Financial markets are already betting the BoC will do nothing in 2019, even though the Bank's guidance contradicts the market's view to some extent, so any decisions not to raise interest rates won't necessarily hurt the Canadian Dollar. But this won't provide it with any impetus for further gains either.
Pricing in the overnight-index-swap market implies an October 30, 2019 cash rate of 1.78%, which is barely any higher than the current 1.75% rate actual rate and suggests strongly that investors have a pessimistic view of the outlook for Canadian interest rates.
Fortunately for some, the Loonie has already topped the G10 league table of best performers for 2019, although whether it remains there will depend on many factors including the performance of rival currencies that could eventually find themselves with a tailwind of support from the market.
Above: Canadian Dollar performance against G10 rivals in 2019.
All of the European currencies except Pound Sterling are underwater against the U.S. Dollar this year, the Canadian Dollar has risen against everything in the G10 universe, but a surprise recovery in European economic growth later in the year could yet change things.
"We expect inflation to remain below the BoC's target in 2019. The decline in oil prices will drag headline inflation lower in the near term. The 12-month change in core CPI is now slightly above target at 2.1%. But we expect shelter inflation, the largest component in the CPI, to moderate as lagged effects of falling house prices put downward pressure and stabilization in mortgage rates removes upward pressure," says Desplans.
Changes in interest rates are normally only made in response to movements in the inflation outlook but impact currencies through the push and pull influence they can exert over international capital flows.
A pick-up in growth elsewhere in the world could easily encourage the likes of the European Central Bank (ECB) to begin contemplating lifting their interest rates sooner rather than later, at a time when the BoC is seen firmly on hold, which would be bad for the Canadian Dollar.
The Bank of Canada said in January it will be more cautious about raising interest rates going forward than earlier guidance had suggested it would. The message was clear: it will move much more slowly than before.
"The US economy is slowing, and slower US growth will weigh on the Canadian economy. We attribute most of the deceleration in the US to the trade war with China. We expect the tariff effects to wane and, as US growth reaccelerates in the second half of 2019, supporting the Canadian economy," Desplans says.

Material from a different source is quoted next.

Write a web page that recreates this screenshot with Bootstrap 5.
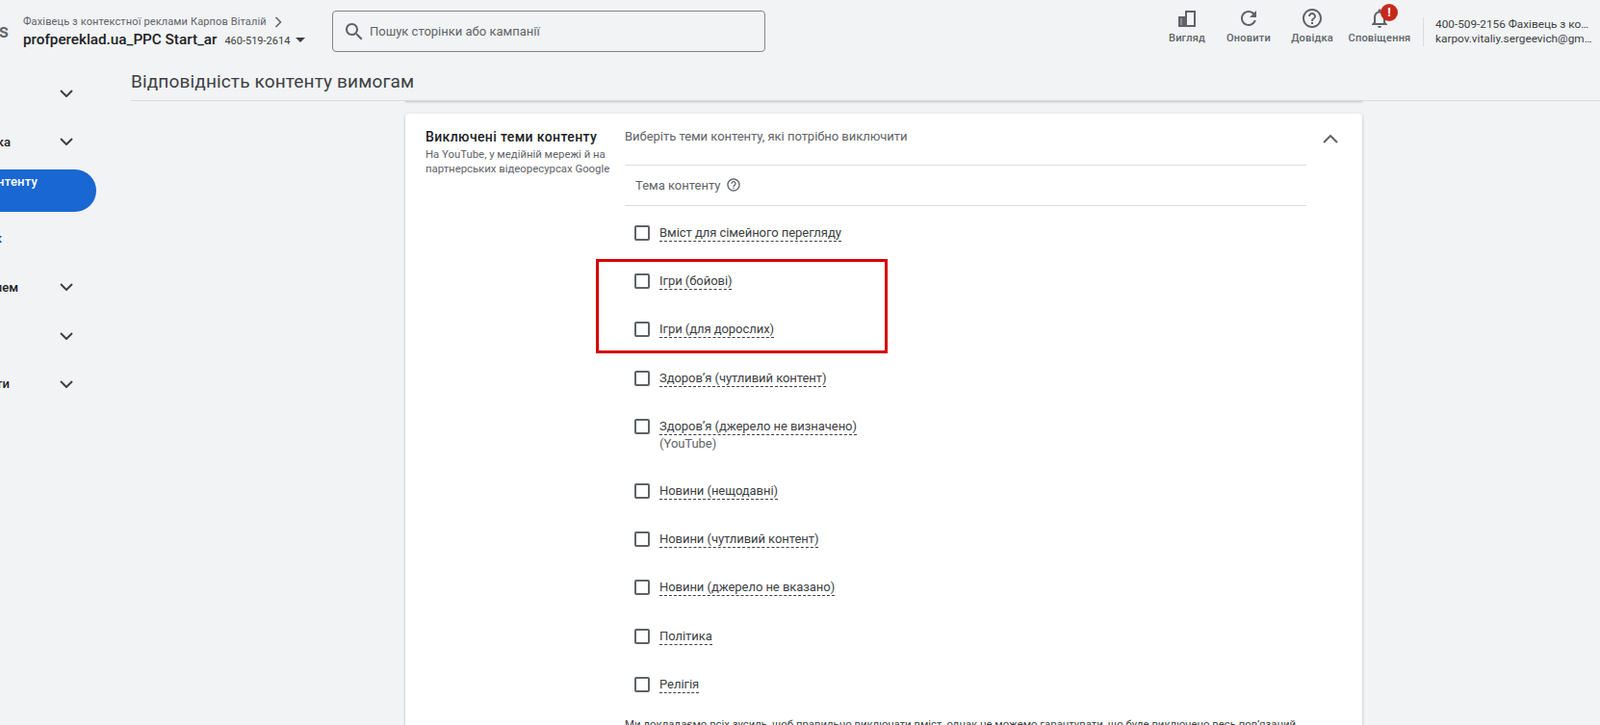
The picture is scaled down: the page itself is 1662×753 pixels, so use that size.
<!doctype html>
<html lang="uk">
<head>
<meta charset="utf-8">
<title>Відповідність контенту вимогам</title>
<link href="https://cdn.jsdelivr.net/npm/bootstrap@5.3.0/dist/css/bootstrap.min.css" rel="stylesheet">
<style>
html,body{height:753px;overflow:hidden}
body{background:#f1f3f4;font-family:Roboto,"Liberation Sans",sans-serif;color:#3c4043;font-size:13px}
.top-bar{height:70px}
.logo-cut{width:9px;margin-right:15px;padding-top:22px;height:70px;font:500 20px/20px Roboto,sans-serif;color:#5f6368;overflow:hidden}
.crumbs{width:321px;padding-top:15px}
.crumb-up{font-size:11px;line-height:15px;color:#5f6368;letter-spacing:.13px}
.crumb-acct{font-size:15.25px;font-weight:500;line-height:20px;color:#202124;margin-top:1px}
.crumb-id{font-size:11px;font-weight:400;color:#3c4043;margin-left:8px}
.tri{width:0;height:0;border-left:5px solid transparent;border-right:5px solid transparent;border-top:5px solid #3c4043;margin-left:6px;display:inline-block;vertical-align:2px}
.search-box{width:450px;height:43px;margin-top:11px;border:1px solid #80868b;border-radius:4px;padding-left:10px;color:#5f6368;font-size:13px;background:#f1f3f4}
.tools{margin-left:auto}
.tool{height:50px;padding-top:7px;font-size:11px;font-weight:500;line-height:14px;color:#5f6368;letter-spacing:.2px}
.tool svg{fill:#5f6368;display:block}
.tool-slot{height:24px;margin-bottom:2px}
.w64{width:64px}.w68{width:68px}.w72{width:72px}
.view-glyph{margin-top:2px}
.alert-dot{top:-3px;left:13px;width:18px;height:18px;border-radius:50%;background:#c5291c;color:#fff;font:700 13px/18px Roboto,sans-serif;text-align:center}
.acct{width:176px;height:30px;margin:18px 8px 0 9px;padding-left:12px;border-left:1px solid #dadce0;font-size:11.8px;line-height:14.5px}
.side-nav{width:136px;padding-top:2px;flex:none}
.side-row{height:50.3px;width:100px;font-size:13px;font-weight:500;color:#202124}
.cut-text{overflow:hidden;white-space:nowrap;display:flex;justify-content:flex-end;flex:none}
.link-blue{color:#174ea6}
.chev{position:static;width:14px;height:8px;fill:none;stroke:#3c4043;stroke-width:2}
.pill-on{height:44px;width:100px;background:#1967d2;border-radius:0 22px 22px 0;color:#fff;padding-top:4px;line-height:17px;letter-spacing:.2px}
.view-head{height:35px;border-bottom:1px solid #dadce0;font-size:19px;line-height:20px;color:#3c4043;padding-top:5px;letter-spacing:.15px}
.panels{margin-left:285px;width:994px}
.stub{height:1px;background:#dadce0;box-shadow:0 1px 2px rgba(60,64,67,.4);margin-top:-1px;margin-bottom:13px}
.panel-main{background:#fff;border-radius:4px 4px 0 0;box-shadow:0 1px 3px rgba(60,64,67,.35);min-height:660px}
.panel-left{width:228px;padding:14px 0 0 21px;flex:none}
.panel-title{font-size:14px;font-weight:500;line-height:20px;color:#202124;letter-spacing:.38px}
.panel-sub{font-size:11.35px;line-height:15px;color:#5f6368;margin-top:1px;white-space:nowrap}
.panel-mid{width:708px;flex:none}
.intro{height:54px;padding-top:15px;line-height:17px;border-bottom:1px solid #dadce0;color:#5f6368;letter-spacing:-.03px}
.topic-head{height:42px;padding:12px 0 0 11px;border-bottom:1px solid #dadce0;color:#5f6368;line-height:17px;gap:6px}
.topic-list{padding:20px 0 0 10px}
.topic-row{margin-bottom:34.2px;line-height:17px;gap:10px;letter-spacing:-.05px}
.topic-row .form-check-input{width:16px;height:16px;border:2px solid #5f6368;border-radius:2px;margin:0;flex:none}
.topic-text{margin-top:-1px}
.dash{border-bottom:1px dashed #3c4043;padding-bottom:1px}
.sub-line{color:#5f6368;line-height:18px;display:block;margin:1px 0 -2px}
.disclaim{font-size:11.33px;line-height:16px;color:#3c4043;margin-top:-9px;white-space:nowrap}
.panel-right{width:58px;padding:22px 0 0 17px}
.chev-up{width:16px;height:9px;fill:none;stroke:#5f6368;stroke-width:2;display:block}
.redbox{left:198px;top:151px;width:303px;height:98px;border:3px solid #d60000;pointer-events:none}
</style>
</head>
<body>
<header class="top-bar d-flex">
  <div class="logo-cut d-flex justify-content-end">s</div>
  <div class="crumbs">
    <div class="crumb-up d-flex align-items-center gap-2">Фахівець з контекстної реклами Карпов Віталій
      <svg width="8" height="12" viewBox="0 0 8 12" fill="none" stroke="#5f6368" stroke-width="1.5"><polyline points="1.5,1 6.5,6 1.5,11"/></svg>
    </div>
    <div class="crumb-acct">profpereklad.ua_PPC Start_ar<span class="crumb-id">460-519-2614</span><span class="tri"></span></div>
  </div>
  <div class="search-box d-flex align-items-center gap-1">
    <svg width="24" height="24" viewBox="0 0 24 24" fill="#5f6368"><path d="M15.5 14h-.79l-.28-.27C15.41 12.59 16 11.11 16 9.5 16 5.91 13.09 3 9.5 3S3 5.91 3 9.5 5.91 16 9.5 16c1.61 0 3.09-.59 4.23-1.57l.27.28v.79l5 4.99L20.49 19l-4.99-5zm-6 0C7.01 14 5 11.99 5 9.5S7.01 5 9.5 5 14 7.01 14 9.5 11.99 14 9.5 14z"/></svg>
    <span>Пошук сторінки або кампанії</span>
  </div>
  <div class="tools d-flex">
    <div class="tool w64 d-flex flex-column align-items-center">
      <div class="tool-slot d-flex align-items-center"><svg class="view-glyph" width="18" height="18" viewBox="0 0 18 18"><path d="M0 6H7V0H18V17H0ZM9 2V15H16V2Z" fill-rule="evenodd"/><rect x="2" y="8" width="2" height="7" fill="#8a8f94"/></svg></div>
      <span>Вигляд</span>
    </div>
    <div class="tool w64 d-flex flex-column align-items-center">
      <div class="tool-slot"><svg width="24" height="24" viewBox="0 0 24 24"><path d="M17.65 6.35C16.2 4.9 14.21 4 12 4c-4.42 0-7.99 3.58-7.99 8s3.57 8 7.99 8c3.73 0 6.84-2.55 7.73-6h-2.08c-.82 2.33-3.04 4-5.65 4-3.31 0-6-2.69-6-6s2.69-6 6-6c1.66 0 3.14.69 4.22 1.78L13 11h7V4l-2.35 2.35z"/></svg></div>
      <span>Оновити</span>
    </div>
    <div class="tool w68 d-flex flex-column align-items-center">
      <div class="tool-slot"><svg width="24" height="24" viewBox="0 0 24 24"><path d="M11 18h2v-2h-2v2zm1-16C6.48 2 2 6.48 2 12s4.48 10 10 10 10-4.48 10-10S17.52 2 12 2zm0 18c-4.41 0-8-3.59-8-8s3.59-8 8-8 8 3.59 8 8-3.59 8-8 8zm0-14c-2.21 0-4 1.79-4 4h2c0-1.1.9-2 2-2s2 .9 2 2c0 2-3 1.75-3 5h2c0-2.25 3-2.5 3-5 0-2.21-1.79-4-4-4z"/></svg></div>
      <span>Довідка</span>
    </div>
    <div class="tool w72 d-flex flex-column align-items-center">
      <div class="tool-slot position-relative"><svg width="24" height="24" viewBox="0 0 24 24"><path d="M12 22c1.1 0 2-.9 2-2h-4c0 1.1.9 2 2 2zm6-6v-5c0-3.07-1.63-5.64-4.5-6.32V4c0-.83-.67-1.5-1.5-1.5s-1.5.67-1.5 1.5v.68C7.64 5.36 6 7.92 6 11v5l-2 2v1h16v-1l-2-2zm-2 1H8v-6c0-2.48 1.51-4.5 4-4.5s4 2.02 4 4.5v6z"/></svg><span class="alert-dot position-absolute">!</span></div>
      <span>Сповіщення</span>
    </div>
    <div class="acct">
      <div class="text-truncate">400-509-2156 Фахівець з контекстної</div>
      <div class="text-truncate">karpov.vitaliy.sergeevich@gmail.com</div>
    </div>
  </div>
</header>
<div class="d-flex">
  <nav class="side-nav">
    <div class="side-row d-flex align-items-center justify-content-end"><svg class="chev me-4" viewBox="0 0 14 8"><polyline points="1,1 7,7 13,1"/></svg></div>
    <div class="side-row d-flex align-items-center"><span class="cut-text" style="width:11px">Статистика</span><svg class="chev ms-auto me-4" viewBox="0 0 14 8"><polyline points="1,1 7,7 13,1"/></svg></div>
    <div class="side-row d-flex align-items-center"><div class="pill-on"><span class="cut-text" style="width:39px">Відповідність контенту</span></div></div>
    <div class="side-row d-flex align-items-center"><span class="cut-text link-blue" style="width:2px">Статистик</span></div>
    <div class="side-row d-flex align-items-center"><span class="cut-text" style="width:19px">Усунення проблем</span><svg class="chev ms-auto me-4" viewBox="0 0 14 8"><polyline points="1,1 7,7 13,1"/></svg></div>
    <div class="side-row d-flex align-items-center justify-content-end"><svg class="chev me-4" viewBox="0 0 14 8"><polyline points="1,1 7,7 13,1"/></svg></div>
    <div class="side-row d-flex align-items-center"><span class="cut-text" style="width:10px">Звіти</span><svg class="chev ms-auto me-4" viewBox="0 0 14 8"><polyline points="1,1 7,7 13,1"/></svg></div>
  </nav>
  <main class="flex-grow-1">
    <div class="view-head">Відповідність контенту вимогам</div>
    <div class="panels">
      <div class="stub"></div>
      <section class="panel-main position-relative d-flex">
        <div class="panel-left">
          <div class="panel-title">Виключені теми контенту</div>
          <div class="panel-sub">На YouTube, у медійній мережі й на<br>партнерських відеоресурсах Google</div>
        </div>
        <div class="panel-mid">
          <div class="intro">Виберіть теми контенту, які потрібно виключити</div>
          <div class="topic-head d-flex align-items-start">Тема контенту
            <svg width="16" height="16" viewBox="0 0 24 24" fill="#5f6368"><path d="M11 18h2v-2h-2v2zm1-16C6.48 2 2 6.48 2 12s4.48 10 10 10 10-4.48 10-10S17.52 2 12 2zm0 18c-4.41 0-8-3.59-8-8s3.59-8 8-8 8 3.59 8 8-3.59 8-8 8zm0-14c-2.21 0-4 1.79-4 4h2c0-1.1.9-2 2-2s2 .9 2 2c0 2-3 1.75-3 5h2c0-2.25 3-2.5 3-5 0-2.21-1.79-4-4-4z"/></svg>
          </div>
          <div class="topic-list">
            <label class="topic-row d-flex"><input class="form-check-input" type="checkbox"><span class="topic-text"><span class="dash">Вміст для сімейного перегляду</span></span></label>
            <label class="topic-row d-flex"><input class="form-check-input" type="checkbox"><span class="topic-text"><span class="dash">Ігри (бойові)</span></span></label>
            <label class="topic-row d-flex"><input class="form-check-input" type="checkbox"><span class="topic-text"><span class="dash">Ігри (для дорослих)</span></span></label>
            <label class="topic-row d-flex"><input class="form-check-input" type="checkbox"><span class="topic-text"><span class="dash">Здоров’я (чутливий контент)</span></span></label>
            <label class="topic-row d-flex"><input class="form-check-input" type="checkbox"><span class="topic-text"><span class="dash">Здоров’я (джерело не визначено)</span><span class="sub-line">(YouTube)</span></span></label>
            <label class="topic-row d-flex"><input class="form-check-input" type="checkbox"><span class="topic-text"><span class="dash">Новини (нещодавні)</span></span></label>
            <label class="topic-row d-flex"><input class="form-check-input" type="checkbox"><span class="topic-text"><span class="dash">Новини (чутливий контент)</span></span></label>
            <label class="topic-row d-flex"><input class="form-check-input" type="checkbox"><span class="topic-text"><span class="dash">Новини (джерело не вказано)</span></span></label>
            <label class="topic-row d-flex"><input class="form-check-input" type="checkbox"><span class="topic-text"><span class="dash">Політика</span></span></label>
            <label class="topic-row d-flex"><input class="form-check-input" type="checkbox"><span class="topic-text"><span class="dash">Релігія</span></span></label>
          </div>
          <p class="disclaim mb-0">Ми докладаємо всіх зусиль, щоб правильно виключати вміст, однак не можемо гарантувати, що буде виключено весь пов’язаний</p>
        </div>
        <div class="panel-right"><svg class="chev-up" viewBox="0 0 16 9"><polyline points="1,8 8,1 15,8"/></svg></div>
        <div class="redbox position-absolute"></div>
      </section>
    </div>
  </main>
</div>
<script src="https://cdn.jsdelivr.net/npm/bootstrap@5.3.0/dist/js/bootstrap.bundle.min.js"></script>
</body>
</html>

Above: USD/CAD rate shown at daily intervals.
A slowdown in global growth, collaps of oil prices and an uncertain outlook for trade relations between the U.S. and China were all cited as factors behind why the BoC no longer intends to aim for the "neutral" level of interest rates this year.

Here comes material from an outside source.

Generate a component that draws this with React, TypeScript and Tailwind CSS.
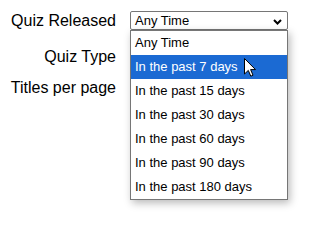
const options = [
  'Any Time',
  'In the past 7 days',
  'In the past 15 days',
  'In the past 30 days',
  'In the past 60 days',
  'In the past 90 days',
  'In the past 180 days',
];

function Cursor() {
  return (
    <svg className="absolute left-[244px] top-[58px]" width="12" height="19" viewBox="0 0 12 19">
      <path d="M0.5 0.5 L0.5 16 L4.3 12.4 L6.8 18.2 L9 17.2 L6.6 11.6 L11.5 11.6 Z" fill="#fff" stroke="#000" strokeWidth="1" strokeLinejoin="round" />
    </svg>
  );
}

export default function App() {
  const active = 1;

  return (
    <div className="relative w-[312px] h-[215px] bg-white overflow-hidden font-['Liberation_Sans',Arial,sans-serif] text-black">
      <div className="flex flex-col pt-[11px]">
        {/* Quiz Released */}
        <div className="flex items-start gap-[14px]">
          <label className="w-[116px] text-right text-[16px] leading-[19px]">Quiz Released</label>
          <div className="relative w-[158px]">
            <div className="h-[19px] border border-[#767676] rounded-[2px] flex items-center justify-between pl-[4px] pr-[5px] text-[13px] leading-none">
              <span>Any Time</span>
              <svg className="mt-[2px]" width="9" height="6" viewBox="0 0 9 6">
                <path d="M1 1 L4.5 4.5 L8 1" fill="none" stroke="#000" strokeWidth="2" />
              </svg>
            </div>
          </div>
        </div>

        {/* Quiz Type */}
        <div className="flex items-start gap-[14px] mt-[17px]">
          <label className="w-[116px] text-right text-[16px] leading-[19px]">Quiz Type</label>
          <div className="w-[158px] h-[19px]" />
        </div>

        {/* Titles per page */}
        <div className="flex items-start gap-[14px] mt-[12px]">
          <label className="w-[116px] text-right text-[16px] leading-[19px]">Titles per page</label>
          <div className="w-[158px] h-[19px]" />
        </div>
      </div>

      {/* open list */}
      <ul className="absolute left-[130px] top-[30px] w-[158px] bg-white border border-[#767676] shadow-[2px_3px_8px_rgba(0,0,0,0.28)]">
        {options.map((opt, i) => (
          <li
            key={opt}
            className={
              i === active
                ? 'h-6 flex items-center pl-[4px] text-[13px] bg-[#1b6ad3] text-white'
                : 'h-6 flex items-center pl-[4px] text-[13px] text-black'
            }
          >
            {opt}
          </li>
        ))}
      </ul>

      <Cursor />
    </div>
  );
}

Previously the BoC said rate could rise to between 2.5% and 3.5% by early 2020, which led markets to believe as many as three rate hikes were in the cards for 2019 and also explains why the Canadian Dollar fell so sharply between early December and early January.
"We expect the contour of Canadian growth to be driven by lower oil prices, slowing in the US economy, and weakness in the Canadian housing market. These swings, however, obscure what we see as strong underlying economic fundamentals," says Desplans.
Desplans' view of the economy is not out of sync with that put forward by J.P. Morgan earlier in February and the U.S. bank's currency forecasts suggest a tepid few quarters are ahead for the Loonie, with further gains only coming in the final three months of the year.
J.P. Morgan forecasts the USD/CAD rate will hold around the 1.33 level until the end of March, at which point it is seen rising to 1.35, where it will stay throughout the second and third quarters only to decline sharply during the final months of 2019. J.P. Morgan's year-end forecast is 1.28.
The Pound-to-Canadian-Dollar rate is expected to hold the 1.70 level until the end of March before rising to 1.79 by the end of June and 1.80 in time for the end of September, although the rate is forecast to end 2019 at just 1.74.
Above: Pound-to-Canadian-Dollar rate shown at daily intervals.